Niepokój budzi także to, że szefowa Williamsa schowała głowę w piasek. Claire Williams jest na torze pod Barceloną, pozuje do zdjęć z kibicami, ale nie chce się publicznie wypowiadać na temat sytuacji w zespole. Właśnie teraz, w momencie ewidentnego kryzysu, taka wypowiedź potrzebna jest najbardziej. Co się dzieje w fabryce, dlaczego wciąż nie ma samochodu, jakie mają problemy?  Na te odpowiedzi czekają kibice i dziennikarze.

Williams straci jeszcze więcej do czołówki?

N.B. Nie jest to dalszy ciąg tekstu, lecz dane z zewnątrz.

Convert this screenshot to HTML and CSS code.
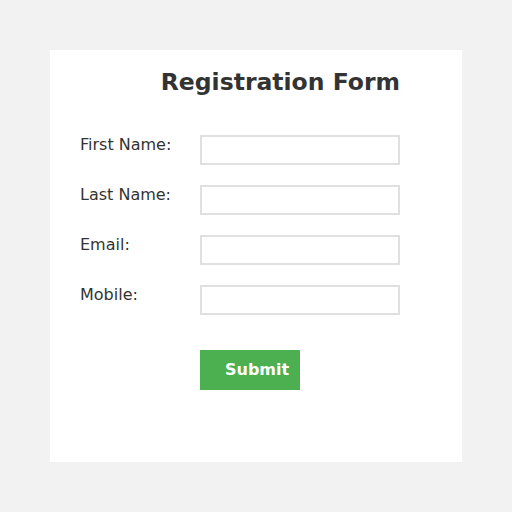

Niestety wieści z Grove nie są najlepsze. Jak donosi dziennikarz BBC Andrew Benson samochód zostanie wysłany z Wielkiej Brytanii najwcześniej we wtorek popołudniu. Mało tego. Jego zdaniem czasy osiągane w symulatorze są o 2 sekundy gorsze od zeszłorocznych, co sugeruje, że Williams straci do rywali jeszcze więcej niż rok temu. Inni znani dziennikarze w świecie Formuły 1: Dieter Rencken z Racing Lines i Mark Hughes z Motor Sport Magazine wypowiadali się w wywiadach dla Eleven Sports dokładnie w tym samym tonie - w Williamsie coś złego dzieje w kluczowych działach projektowych. Bo samochód Formuły 1 to nic innego jak skomplikowany projekt. Trzeba go wymyślić, narysować i skonstruować w założonym terminie. Zupełnie jak z domem, mostem, czy stadionem. Różnica polega na tym, że na stadionie da się zagrać, nawet jeżeli brakuje jednej z trybun, a z samochodem już tak nie jest.

Na razie Williams systematycznie wykreśla ze swojego planu wszystkie wystąpienia kierowców, a także Claire Williams i Paddy’ego Lowe. Najbliższe aktywności planowane są na środę, na torze i poza nim. Wciąż jest szansa na to, że FW42 zaskoczy nas pozytywnie. Na zmianę mają nim pojechać Robert Kubica i George Russell. Znając determinację Kubicy jednego możemy być pewni. Tak jak zrobił wszystko, by wrócić na tor, tak samo stanie na rzęsach, by Williams jeździł najszybciej, jak to możliwe.